High-tech simulator brings ports from around the globe to Maryland

11/12/2019 | Daniel Leaderman

In addition to the usual amenities—high-speed internet, spacious guest and meeting rooms, an auditorium, a pool and fitness center—the Maritime Conference Center in Linthicum Heights has something other conference centers don’t: an immersive, virtual-reality simulator that allows mariners to practice piloting vessels through ultra-realistic recreations of ports from all over the world.

That’s because the conference center is part of the East Coast campus of the Maritime Institute of Technology and Graduate Studies (MITAGS), a non-profit training center for those seeking to begin maritime careers and for experienced mariners looking to learn new skills to move their careers forward.

There are actually several simulators at the MITAGS facility, allowing users to practice piloting tankers, cargo ships, cruise ships, ferries, naval vessels and tugboats. On a recent visit, several team members from the Maryland Department of Commerce took a virtual “ride” on a 100-foot vessel, modeled after a Coast Guard Cutter, as it moved through a digital re-creation of the Baltimore harbor.

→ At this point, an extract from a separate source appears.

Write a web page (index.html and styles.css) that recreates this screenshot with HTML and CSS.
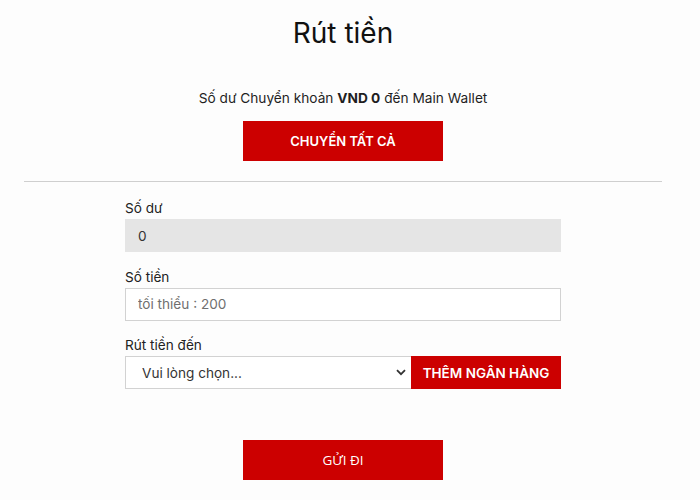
FILE: index.html
```html
<!DOCTYPE html>
<html lang="vi">
<head>
    <meta charset="UTF-8">
    <meta name="viewport" content="width=device-width, initial-scale=1.0">
    <title>Rút tiền</title>
    <link rel="stylesheet" href="styles.css">
</head>
<body>
    <div class="page">
        <h1>Rút tiền</h1>

        <p class="transfer-note">Số dư Chuyển khoản <b>VND 0</b> đến Main Wallet</p>
        <button class="btn btn-wide">CHUYỂN TẤT CẢ</button>

        <hr class="divider">

        <form class="withdraw-form">
            <div class="field">
                <label for="balance">Số dư</label>
                <input type="text" id="balance" value="0" readonly>
            </div>
            <div class="field">
                <label for="amount">Số tiền</label>
                <input type="text" id="amount" placeholder="tối thiểu : 200">
            </div>
            <div class="field">
                <label for="bank">Rút tiền đến</label>
                <div class="bank-row">
                    <div class="select-wrap">
                        <select id="bank">
                            <option>Vui lòng chọn...</option>
                        </select>
                        <svg class="chevron" width="10" height="7" viewBox="0 0 10 7">
                            <path d="M1 1.2 L5 5.2 L9 1.2" fill="none" stroke="#333" stroke-width="1.8"/>
                        </svg>
                    </div>
                    <button type="button" class="btn btn-bank">THÊM NGÂN HÀNG</button>
                </div>
            </div>

            <div class="submit-row">
                <button type="button" class="btn btn-wide btn-submit">GỬI ĐI</button>
            </div>
        </form>
    </div>
</body>
</html>
```

FILE: styles.css
```css
body {
    font-family: 'Inter', 'Noto Sans', sans-serif;
    background: #fdfdfd;
    color: #1f1f1f;
    margin: 0;
    padding: 0;
}
.page {
    width: 686px;
    padding-top: 17px;
    text-align: center;
}
h1 {
    margin: 0;
    font-size: 28px;
    line-height: 32px;
    font-weight: 400;
    color: #111;
}
.transfer-note {
    margin: 40px 0 14px;
    font-size: 13.7px;
    line-height: 18px;
}
.transfer-note b {
    font-weight: 700;
}
.btn {
    background: #cc0000;
    color: #fff;
    border: none;
    cursor: pointer;
    font-family: inherit;
    font-weight: 600;
    font-size: 13px;
    padding: 0;
}
.btn-wide {
    width: 200px;
    height: 40px;
}
.divider {
    margin: 20px 24px 0;
    border: none;
    border-top: 1px solid #cfcfcf;
}
.withdraw-form {
    width: 436px;
    margin: 18px auto 0;
    text-align: left;
}
.field {
    margin-bottom: 16.5px;
}
.field label {
    display: block;
    font-size: 13.6px;
    line-height: 16px;
    margin-bottom: 3px;
    color: #222;
}
.field input {
    box-sizing: border-box;
    width: 100%;
    height: 33px;
    padding: 0 12px;
    border: 1px solid #d2d2d2;
    background: #fff;
    font-family: inherit;
    font-size: 13.6px;
    color: #333;
    outline: none;
}
.field input[readonly] {
    background: #e5e5e5;
    border-color: #e5e5e5;
}
.field input::placeholder {
    color: #6f6f6f;
}
.bank-row {
    display: flex;
    height: 33px;
}
.select-wrap {
    position: relative;
    flex: 1;
}
.select-wrap select {
    appearance: none;
    box-sizing: border-box;
    width: 100%;
    height: 33px;
    padding: 0 16px;
    border: 1px solid #d2d2d2;
    border-right: none;
    background: #fff;
    font-family: inherit;
    font-size: 13.6px;
    color: #333;
}
.chevron {
    position: absolute;
    right: 5px;
    top: 13px;
}
.btn-bank {
    width: 150px;
    font-size: 13.5px;
    font-weight: 600;
}
.submit-row {
    text-align: center;
    margin-top: 51px;
}
.btn-submit {
    font-family: 'Open Sans', sans-serif;
    font-weight: 500;
    font-size: 13.5px;
}
```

The two “full-mission” simulators include a physical replica of a vessel’s bridge, housed in a larger room, encircled by an enormous movie screen… (think IMAX, or Cerebro, that funky round computer room from the “X-Men” movies). Several projectors then display a seamless, 360-degree image of the virtual world outside: water, sky, buildings, other vessels, and even weather events.

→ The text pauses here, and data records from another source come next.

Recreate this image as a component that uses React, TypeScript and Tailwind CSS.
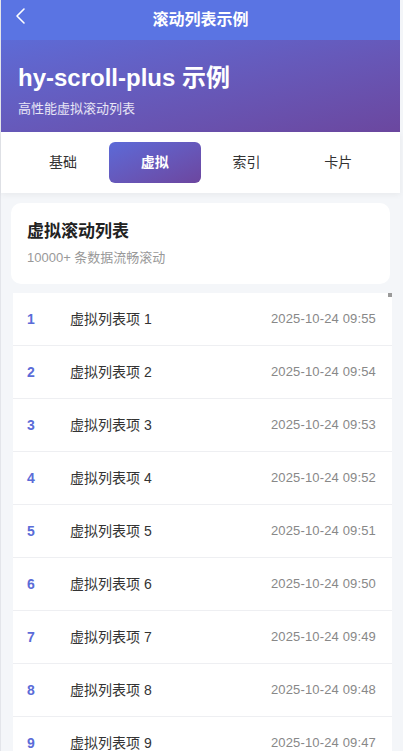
import React, { useState } from 'react';

const TABS = ['基础', '虚拟', '索引', '卡片'];

const ITEMS = Array.from({ length: 10 }, (_, i) => ({
  id: i + 1,
  title: `虚拟列表项 ${i + 1}`,
  time: `2025-10-24 09:${String(55 - i).padStart(2, '0')}`,
}));

export default function App() {
  const [active, setActive] = useState('虚拟');

  return (
    <div
      className="h-[751px] w-[403px] overflow-hidden bg-[#f3f5f8]"
      style={{ fontFamily: '"Liberation Sans", "Noto Sans CJK SC", sans-serif' }}
    >
      <div className="flex h-full w-[400px] flex-col border-l border-[#e3e5ea] bg-[#f4f6f9]">
        {/* Nav bar */}
        <div className="relative flex h-[40px] shrink-0 items-center justify-center bg-[#5a74e3]">
          <svg
            className="absolute left-[13px] top-[7px]"
            width="14"
            height="18"
            viewBox="0 0 14 18"
            fill="none"
            stroke="white"
            strokeWidth="1.6"
            strokeLinecap="round"
            strokeLinejoin="round"
          >
            <path d="M10 2 L3 9 L10 16" />
          </svg>
          <span className="text-[16px] font-bold text-white">滚动列表示例</span>
        </div>

        {/* Hero */}
        <div className="h-[92px] shrink-0 bg-gradient-to-br from-[#5d6bd6] to-[#6b479f] pl-[17px] pt-[23px]">
          <div className="text-[24px] font-bold leading-[30px] text-white">hy-scroll-plus 示例</div>
          <div className="mt-[8px] text-[13px] leading-[16px] text-white/85">高性能虚拟滚动列表</div>
        </div>

        {/* Tabs */}
        <div className="grid h-[61px] shrink-0 grid-cols-4 items-center bg-white px-4 shadow-[0_2px_6px_rgba(0,0,0,0.05)]">
          {TABS.map((tab) => (
            <button
              key={tab}
              onClick={() => setActive(tab)}
              className={`mx-auto flex h-[41px] w-[92px] items-center justify-center rounded-[6px] text-[14px] ${
                active === tab
                  ? 'bg-gradient-to-br from-[#5b6ad8] to-[#6c469f] font-bold text-white'
                  : 'text-[#333]'
              }`}
            >
              {tab}
            </button>
          ))}
        </div>

        {/* Info card */}
        <div className="mx-[10px] mt-[10px] shrink-0 rounded-[10px] bg-white px-[16px] py-[17px]">
          <div className="text-[17px] font-bold leading-[24px] text-[#222]">虚拟滚动列表</div>
          <div className="mt-[5px] text-[13px] leading-[18px] text-[#999]">10000+ 条数据流畅滚动</div>
        </div>

        {/* Virtual list */}
        <div className="relative ml-[12px] mt-[9px] w-[379px] flex-1 overflow-hidden bg-white">
          <div className="absolute right-0 top-0 h-[4px] w-[4px] bg-[#9a9a9a]" />
          {ITEMS.map((item) => (
            <div
              key={item.id}
              className="flex h-[53px] items-center border-b border-[#eeeff2] pl-[14px] pr-[16px]"
            >
              <span className="w-[43px] text-[14px] font-bold text-[#5b6cd8]">{item.id}</span>
              <span className="flex-1 text-[14px] text-[#333]">{item.title}</span>
              <span className="text-[13px] tracking-[0.15px] text-[#888]">{item.time}</span>
            </div>
          ))}
        </div>
      </div>
    </div>
  );
}
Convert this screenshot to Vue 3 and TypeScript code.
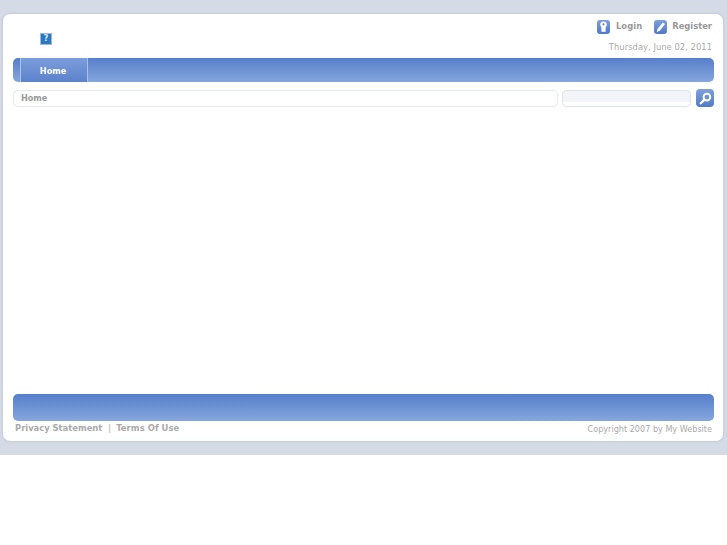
<script setup lang="ts">
const footerLinks: string[] = ['Privacy Statement', 'Terms Of Use']
</script>

<template>
  <div class="page">
    <div class="card">
      <header class="head">
        <div class="logo-cell">
          <span class="broken" aria-label="missing image">?</span>
        </div>
        <div class="head-right">
          <div class="user">
            <a class="user-link">
              <svg class="ico" width="13" height="14" viewBox="0 0 13 14">
                <defs>
                  <linearGradient id="ug" x1="0" y1="0" x2="0" y2="1">
                    <stop offset="0" stop-color="#7f9fd8" />
                    <stop offset="1" stop-color="#4f79c6" />
                  </linearGradient>
                </defs>
                <rect x="0" y="0" width="13" height="14" rx="3" fill="url(#ug)" />
                <circle cx="6.5" cy="4.6" r="3.2" fill="#fff" />
                <path d="M4.4 5.5h4.2v6.3H4.4z" fill="#fff" />
                <circle cx="6.5" cy="4.3" r="1.1" fill="#5c83cb" />
              </svg>
              <span class="login">Login</span>
            </a>
            <a class="user-link user-link--tight">
              <svg class="ico" width="13" height="14" viewBox="0 0 13 14">
                <rect x="0" y="0" width="13" height="14" rx="3" fill="url(#ug)" />
                <path d="M8.8 2.4l2.2 1.7-5.2 6.7-3 1.1.7-3z" fill="#fff" />
              </svg>
              <span class="register">Register</span>
            </a>
          </div>
          <div class="date">Thursday, June 02, 2011</div>
        </div>
      </header>

      <nav class="bar nav">
        <a class="tab">Home</a>
      </nav>

      <div class="crumbs">
        <div class="crumb">Home</div>
        <div class="search-box"></div>
        <button class="search-btn" aria-label="Search">
          <svg width="13" height="13" viewBox="0 0 12 12">
            <circle cx="7.3" cy="4.7" r="3.1" fill="none" stroke="#fff" stroke-width="1.8" />
            <path d="M5 7L1.6 10.4" stroke="#fff" stroke-width="2.2" stroke-linecap="round" />
          </svg>
        </button>
      </div>

      <main class="content"></main>

      <div class="bar foot-bar"></div>

      <footer class="foot">
        <div class="links">
          <a class="privacy">{{ footerLinks[0] }}</a>
          <span class="sep">|</span>
          <a class="terms">{{ footerLinks[1] }}</a>
        </div>
        <div class="copy">Copyright 2007 by My Website</div>
      </footer>
    </div>
  </div>
</template>

<style>
html, body { margin: 0; background: #fff; }
</style>

<style scoped>
.page {
  width: 727px;
  height: 455px;
  box-sizing: border-box;
  padding: 14px 4px 14px 3px;
  background: #d5dbe6;
  font-family: "DejaVu Sans", sans-serif;
  font-size: 8.4px;
  color: #999;
}
.card {
  height: 427px;
  box-sizing: border-box;
  padding: 0 9px 0 10px;
  background: #fff;
  border-radius: 7px;
  box-shadow: 0 0 3px #b4bccb;
  display: flex;
  flex-direction: column;
}
.head {
  height: 44px;
  flex: none;
  display: flex;
  justify-content: space-between;
}
.logo-cell { padding: 19px 0 0 27px; }
.broken {
  display: block;
  width: 10px;
  height: 10px;
  border: 1px solid #9fb9dc;
  background: #2a78bd;
  color: #dfeaf6;
  font-size: 8px;
  font-weight: 700;
  line-height: 10px;
  text-align: center;
}
.head-right {
  padding: 6px 2px 0 0;
  display: flex;
  flex-direction: column;
  align-items: flex-end;
}
.user { display: flex; gap: 12px; }
.user-link {
  display: flex;
  align-items: center;
  gap: 6px;
  font-weight: 700;
  color: #999;
  height: 14px;
}
.user-link--tight { gap: 5px; }
.login { letter-spacing: 0.08px; margin-top: -3px; }
.register { margin-top: -3px; }
.date {
  margin-top: 7px;
  color: #aaa;
  line-height: 12px;
  letter-spacing: 0.03px;
}
.bar {
  background: linear-gradient(#567ecb, #86a7dc);
  border-radius: 5px;
}
.nav {
  height: 24px;
  flex: none;
  padding-left: 7px;
  display: flex;
}
.tab {
  width: 68px;
  box-sizing: border-box;
  padding-right: 2px;
  border-left: 1px solid #a9c1e8;
  border-right: 1px solid #a9c1e8;
  background: linear-gradient(#7b9ddb, #5b82cb);
  color: #fff;
  font-size: 8.1px;
  font-weight: 700;
  text-align: center;
  line-height: 27px;
}
.crumbs {
  margin-top: 8px;
  height: 17px;
  display: flex;
  align-items: stretch;
  flex: none;
}
.crumb {
  width: 545px;
  box-sizing: border-box;
  border: 1px solid #e6e9ee;
  box-shadow: 0 0 1px #e6e9ee;
  border-radius: 5px;
  padding-left: 7px;
  font-size: 8.1px;
  font-weight: 700;
  color: #999;
  line-height: 15px;
}
.search-box {
  width: 129px;
  margin-left: 4px;
  box-sizing: border-box;
  border: 1px solid #e0e3e9;
  box-shadow: 0 0 1px #e0e3e9;
  border-radius: 5px;
  background: linear-gradient(#f2f4f8 70%, #fff 70%);
}
.search-btn {
  width: 18px;
  height: 18px;
  margin: -1px 0 0 5px;
  padding: 0;
  border: 0;
  border-radius: 4px;
  background: linear-gradient(#7f9fd8, #517bc8);
  display: flex;
  align-items: center;
  justify-content: center;
}
.content { flex: 1; }
.foot-bar { height: 27px; flex: none; }
.foot {
  height: 20px;
  flex: none;
  padding: 0 2px;
  display: flex;
  justify-content: space-between;
}
.links {
  font-weight: 700;
  color: #aaa;
  line-height: 15px;
}
.terms { letter-spacing: 0.08px; }
.sep { font-weight: 400; margin: 0 5px 0 6px; }
.copy {
  color: #aaa;
  font-size: 8.1px;
  line-height: 16px;
}
</style>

The screen is so large and the movement of the images are so vivid, that when you are standing on the bridge, the floor seems to be rocking with the waves and you instinctively reach for the handrails to steady yourself.

So complete is the illusion that when your guide points out that the swaying will stop if you close your eyes, you almost don’t believe him—but it does.

The intense realism of the simulation is precisely what makes it so valuable to MITAGS clients; not only can it train those who will be piloting these vessels in the physical world, it can be used to model how new classes of ship will respond in various places and conditions.

It can also simulate how vessels will maneuver in ports or canals that do not exist yet. By uploading the proposed design of a maritime facility to the simulator, stakeholders can test and troubleshoot their design before construction begins. Without the simulator, they might not discover a design flaw until it is too late.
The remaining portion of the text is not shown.